● Items listed in a dataset:
begin
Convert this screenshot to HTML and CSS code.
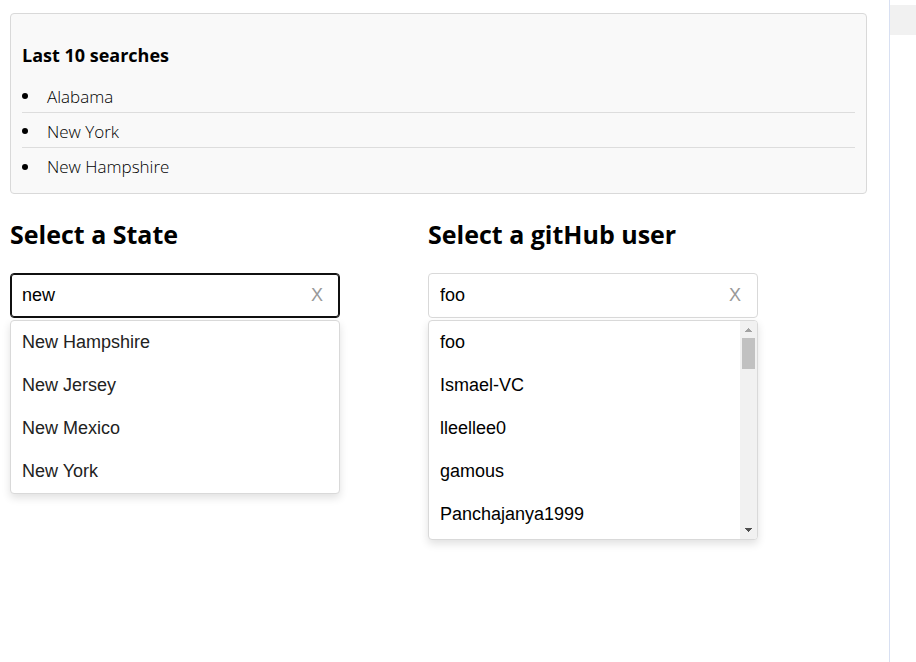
FILE: index.html
```html
<!DOCTYPE html>
<html lang="en">
<head>
  <meta charset="utf-8">
  <title>Autocomplete</title>
  <link rel="stylesheet" href="styles.css">
</head>
<body>
  <main class="content">
    <section class="history">
      <h3 class="history-title">Last 10 searches</h3>
      <ul class="history-list">
        <li class="history-item">Alabama</li>
        <li class="history-item">New York</li>
        <li class="history-item">New Hampshire</li>
      </ul>
    </section>

    <div class="pickers">
      <section class="picker">
        <h2 class="picker-title"><label for="state">Select a State</label></h2>
        <div class="field field-active">
          <input class="field-input" id="state" type="text" value="new" autocomplete="off">
          <button class="field-clear" type="button" aria-label="Clear state">X</button>
        </div>
        <div class="dropdown">
          <ul class="options">
            <li class="option option-soft">New Hampshire</li>
            <li class="option option-soft">New Jersey</li>
            <li class="option option-soft">New Mexico</li>
            <li class="option option-soft">New York</li>
          </ul>
        </div>
      </section>

      <section class="picker">
        <h2 class="picker-title"><label for="user">Select a gitHub user</label></h2>
        <div class="field">
          <input class="field-input" id="user" type="text" value="foo" autocomplete="off">
          <button class="field-clear" type="button" aria-label="Clear user">X</button>
        </div>
        <div class="dropdown dropdown-scroll">
          <ul class="options">
            <li class="option">foo</li>
            <li class="option">Ismael-VC</li>
            <li class="option">lleellee0</li>
            <li class="option">gamous</li>
            <li class="option">Panchajanya1999</li>
          </ul>
          <div class="scrollbar" aria-hidden="true">
            <svg class="scroll-arrow" viewBox="0 0 17 17" shape-rendering="crispEdges"><path d="M8 7h1v1h1v1h1v1h1v1H5v-1h1V9h1V8h1z" fill="#a3a3a3"/></svg>
            <div class="scroll-thumb"></div>
            <svg class="scroll-arrow scroll-down" viewBox="0 0 17 17" shape-rendering="crispEdges"><path d="M5 6h7v1h-1v1h-1v1H9v1H8V9H7V8H6V7H5z" fill="#505050"/></svg>
          </div>
        </div>
      </section>
    </div>
  </main>
  <aside class="side">
    <div class="side-block"></div>
  </aside>
</body>
</html>
```
FILE: styles.css
```css
* {
  box-sizing: border-box;
}

body {
  display: flex;
  min-height: 100vh;
  margin: 0;
  background: #fff;
  color: #000;
  font-family: "Segoe UI", "Open Sans", sans-serif;
  font-size: 17px;
}

h2,
h3,
ul {
  margin: 0;
  padding: 0;
}

.content {
  flex: 1;
  padding: 13px 22px 0 10px;
}

.history {
  padding: 28px 11px 9px;
  border: 1px solid #d9d9d9;
  border-radius: 4px;
  background: #f9f9f9;
}

.history-title {
  margin-bottom: 10px;
  font-size: 18px;
  line-height: 26px;
}

.history-list {
  padding-bottom: 1px;
  list-style: none;
}

.history-item {
  display: flex;
  align-items: center;
  height: 35px;
  padding-top: 2px;
  border-bottom: 1px solid #ddd;
  font-weight: 350;
}

.history-item::before {
  width: 6px;
  height: 6px;
  margin-right: 19px;
  border-radius: 50%;
  background: #000;
  content: "";
}

.history-item:last-child {
  border-bottom: 0;
}

.pickers {
  display: flex;
  flex-wrap: wrap;
  align-items: flex-start;
  gap: 24px 88px;
  padding-top: 23px;
}

.picker {
  flex: 0 1 330px;
}

.picker-title {
  margin-bottom: 21px;
  font-size: 25px;
  line-height: 35px;
}

.field {
  display: flex;
  height: 45px;
  border: 1px solid #d9d9d9;
  border-radius: 4px;
  background: #fff;
}

.field-active {
  border-color: #101010;
  box-shadow: inset 0 0 0 1px #101010;
}

.field-input {
  flex: 1;
  min-width: 0;
  padding: 0 0 0 11px;
  border: 0;
  outline: 0;
  background: transparent;
  color: #000;
  font: 18px "Liberation Sans", Arial, sans-serif;
}

.field-clear {
  width: 44px;
  padding: 0;
  border: 0;
  background: transparent;
  color: #999;
  font: 18px "Liberation Sans", Arial, sans-serif;
}

.dropdown {
  display: flex;
  margin-top: 2px;
  overflow: hidden;
  border: 1px solid #d9d9d9;
  border-radius: 4px;
  background: #fff;
  box-shadow: 0 4px 8px rgba(0, 0, 0, 0.12);
}

.dropdown-scroll {
  max-height: 220px;
}

.options {
  flex: 1;
  list-style: none;
}

.option {
  padding: 11px;
  font: 18px/21px "Liberation Sans", Arial, sans-serif;
}

.option-soft {
  color: #222;
}

.dropdown-scroll .options {
  padding-bottom: 3px;
}

.scrollbar {
  display: flex;
  flex-direction: column;
  width: 17px;
  background: #f1f1f1;
}

.scroll-arrow {
  width: 17px;
  height: 17px;
}

.scroll-thumb {
  height: 31px;
  margin: 0 2px;
  background: #c1c1c1;
}

.scroll-down {
  margin-top: auto;
}

.side {
  width: 27px;
  padding-top: 5px;
  border-left: 1px solid #d8e0f2;
}

.side-block {
  height: 30px;
  background: #f1f1f1;
}
```
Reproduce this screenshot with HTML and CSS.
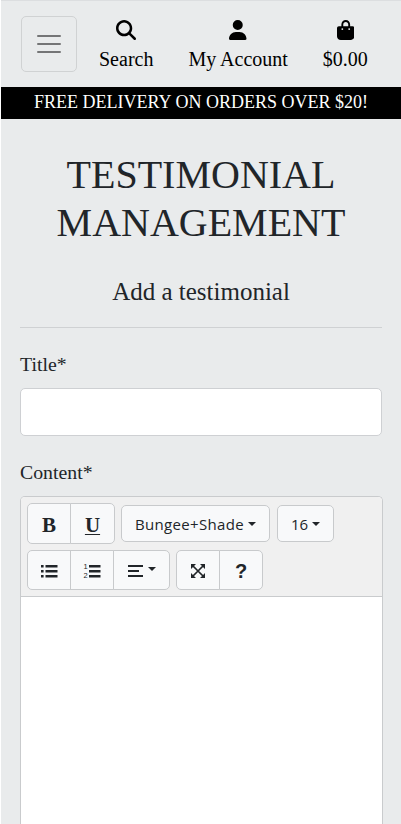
FILE: index.html
```html
<!DOCTYPE html>
<html lang="en">
<head>
<meta charset="utf-8">
<title>Testimonial Management</title>
<link rel="stylesheet" href="styles.css">
</head>
<body>
<header class="topbar">
  <button class="toggler" aria-label="Menu"><svg width="30" height="30" viewBox="0 0 30 30"><path d="M4 7h22M4 15h22M4 23h22" stroke="#747576" stroke-width="2" stroke-linecap="round"/></svg></button>
  <nav class="links">
    <a class="link search"><svg width="20" height="20" viewBox="0 0 512 512"><path d="M416 208c0 45.900-14.900 88.300-40 122.700L502.600 457.400c12.500 12.500 12.500 32.800 0 45.300s-32.800 12.500-45.300 0L330.700 376c-34.400 25.200-76.800 40-122.700 40C93.100 416 0 322.900 0 208S93.100 0 208 0S416 93.100 416 208zM208 352a144 144 0 1 0 0-288a144 144 0 1 0 0 288z"/></svg><span>Search</span></a>
    <a class="link account"><svg width="17.500" height="20" viewBox="0 0 448 512"><path d="M224 256A128 128 0 1 0 224 0a128 128 0 1 0 0 256zm-45.700 48C79.800 304 0 383.800 0 482.300C0 498.700 13.300 512 29.700 512H418.300c16.400 0 29.700-13.300 29.700-29.700C448 383.800 368.200 304 269.700 304H178.300z"/></svg><span>My Account</span></a>
    <a class="link bag"><svg width="17.500" height="20" viewBox="0 0 448 512"><path d="M160 112c0-35.300 28.700-64 64-64s64 28.700 64 64v48H160V112zm-48 48H48c-26.500 0-48 21.500-48 48V416c0 53 43 96 96 96H352c53 0 96-43 96-96V208c0-26.500-21.500-48-48-48H336V112C336 50.100 285.900 0 224 0S112 50.100 112 112v48zm24 48a24 24 0 1 1 0 48 24 24 0 1 1 0-48zm152 24a24 24 0 1 1 48 0 24 24 0 1 1-48 0z"/></svg><span>$0.00</span></a>
  </nav>
</header>
<div class="banner">FREE DELIVERY ON ORDERS OVER $20!</div>
<main class="content">
  <h1>TESTIMONIAL MANAGEMENT</h1>
  <h2>Add a testimonial</h2>
  <hr>
  <form>
    <label for="title">Title*</label>
    <input id="title" type="text">
    <label>Content*</label>
    <div class="editor">
      <div class="toolbar">
        <div class="group tall">
          <button type="button" class="btn bold">B</button><button type="button" class="btn bold"><span class="under">U</span></button>
        </div>
        <div class="group">
          <button type="button" class="btn font"><span class="name">Bungee+Shade</span><i class="caret"></i></button>
        </div>
        <div class="group push">
          <button type="button" class="btn size"><span>16</span><i class="caret"></i></button>
        </div>
        <div class="group lower">
          <button type="button" class="btn" aria-label="Bullets"><svg width="18" height="16" viewBox="0 0 18 16"><path d="M5.500 2h12v2.600h-12zM5.500 7h12v2.600h-12zM5.500 12h12v2.600h-12zM1 2h2.600v2.600H1zM1 7h2.600v2.600H1zM1 12h2.600v2.600H1z" fill="#212529"/></svg></button><button type="button" class="btn" aria-label="Numbers"><svg width="18" height="18" viewBox="0 0 18 18"><path d="M6 3h11.500v2.600H6zM6 8h11.500v2.600H6zM6 13h11.500v2.600H6z" fill="#212529"/><text x="0.500" y="6.800" class="digit">1</text><text x="0.500" y="16" class="digit">2</text></svg></button><button type="button" class="btn align" aria-label="Align"><svg width="17" height="16" viewBox="0 0 17 16"><path d="M1 3h15M1 8h11M1 13h15" stroke="#212529" stroke-width="2.200"/></svg><i class="caret"></i></button>
        </div>
        <div class="group lower">
          <button type="button" class="btn" aria-label="Full screen"><svg width="16" height="16" viewBox="0 0 16 16"><path d="M3 3l10 10M13 3L3 13" stroke="#212529" stroke-width="1.700"/><path d="M1 1h5L1 6zM10 1h5v5zM1 10v5h5zM15 10v5h-5z" fill="#212529"/></svg></button><button type="button" class="btn help">?</button>
        </div>
      </div>
      <div class="editable"></div>
    </div>
  </form>
</main>
</body>
</html>
```
FILE: styles.css
```css
* { box-sizing: border-box; }
html { background: #fff; overflow: hidden; }
body {
  margin: 0 0 0 1px;
  height: 824px;
  overflow: hidden;
  border-top: 1px solid #dcdee0;
  background: #e9ebec;
  color: #212529;
  font: 20px/30px "Liberation Serif", serif;
}
button { font: inherit; color: inherit; }
svg { display: block; }
.topbar { height: 86px; padding: 15px 19px 0 20px; display: flex; align-items: flex-start; }
.toggler {
  width: 56px; height: 56px; padding: 0;
  display: grid; place-items: center;
  border: 1px solid #d0d2d3; border-radius: 5px; background: transparent;
}
.links { display: flex; margin-left: 22px; color: #000; }
.link { display: flex; flex-direction: column; align-items: center; padding-top: 4px; white-space: nowrap; }
.link span { margin-top: 4px; }
.account { margin-left: 35px; }
.bag { margin-left: 35px; }
.banner { height: 32px; background: #000; color: #fff; font-size: 18px; line-height: 31px; text-align: center; white-space: nowrap; }
.content { padding: 32px 19px 0; }
h1 { margin: 0; font-weight: 400; font-size: 40px; line-height: 48px; text-align: center; }
h2 { margin: 30px 0 0; font-weight: 400; font-size: 25px; line-height: 30px; text-align: center; }
hr { margin: 20px 0; border: 0; border-top: 1px solid #cfd1d3; }
label { display: block; height: 30px; padding-top: 1px; font-size: 19.800px; }
input {
  display: block; width: 362px; height: 48px; margin: 10px 0 20px;
  border: 1px solid #ced0d3; border-radius: 5px; background: #fff;
}
.editor { width: 363px; height: 328px; margin-top: 10px; border: 1px solid #c9cbcd; border-bottom: 0; border-radius: 5px 5px 0 0; overflow: hidden; background: #fff; }
.toolbar {
  height: 100px; padding: 6px; display: flex; flex-wrap: wrap; align-content: flex-start; align-items: center; gap: 6px;
  background: #f0f0f0; border-bottom: 1px solid #c9cbcd;
}
.group { display: flex; height: 37px; }
.group.tall { height: 41px; }
.group.lower { height: 40px; }
.group.push { margin-left: 1px; }
.btn {
  width: 44px; height: 100%; padding: 0; margin-left: -1px;
  display: flex; align-items: center; justify-content: center;
  border: 1px solid #c8cacc; background: #f8f9fa;
  font: 15px/24px "Open Sans", sans-serif;
}
.btn:first-child { margin-left: 0; border-radius: 5px 0 0 5px; }
.btn:last-child { border-radius: 0 5px 5px 0; }
.btn:only-child { border-radius: 5px; }
.tall .btn + .btn { width: 45px; }
.btn.bold { padding-top: 2px; font: bold 21px/30px "Liberation Serif", serif; }
.under { text-decoration: underline; text-underline-offset: 2px; text-decoration-thickness: 1px; }
.btn.font { width: 149px; }
.name { letter-spacing: 0.350px; }
.btn.size { width: 57px; }
.btn.align { width: 57px; }
.lower .btn { padding-top: 2px; }
.btn.help { font: bold 20px/24px "Liberation Sans", sans-serif; }
.caret { width: 0; height: 0; margin-left: 4px; border: 4.500px solid transparent; border-top-color: #212529; border-bottom: 0; }
.align .caret { margin: -4px 0 0 4px; }
.align svg { margin-left: -1px; }
.digit { font: 7.500px "Liberation Sans", sans-serif; fill: #212529; }
```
end
● Written request: Search the listing for the word "this". Copy every line in which it occurs.

● Answer to the exercise:
Convert this screenshot to HTML and CSS code.
Reproduce this screenshot with HTML and CSS.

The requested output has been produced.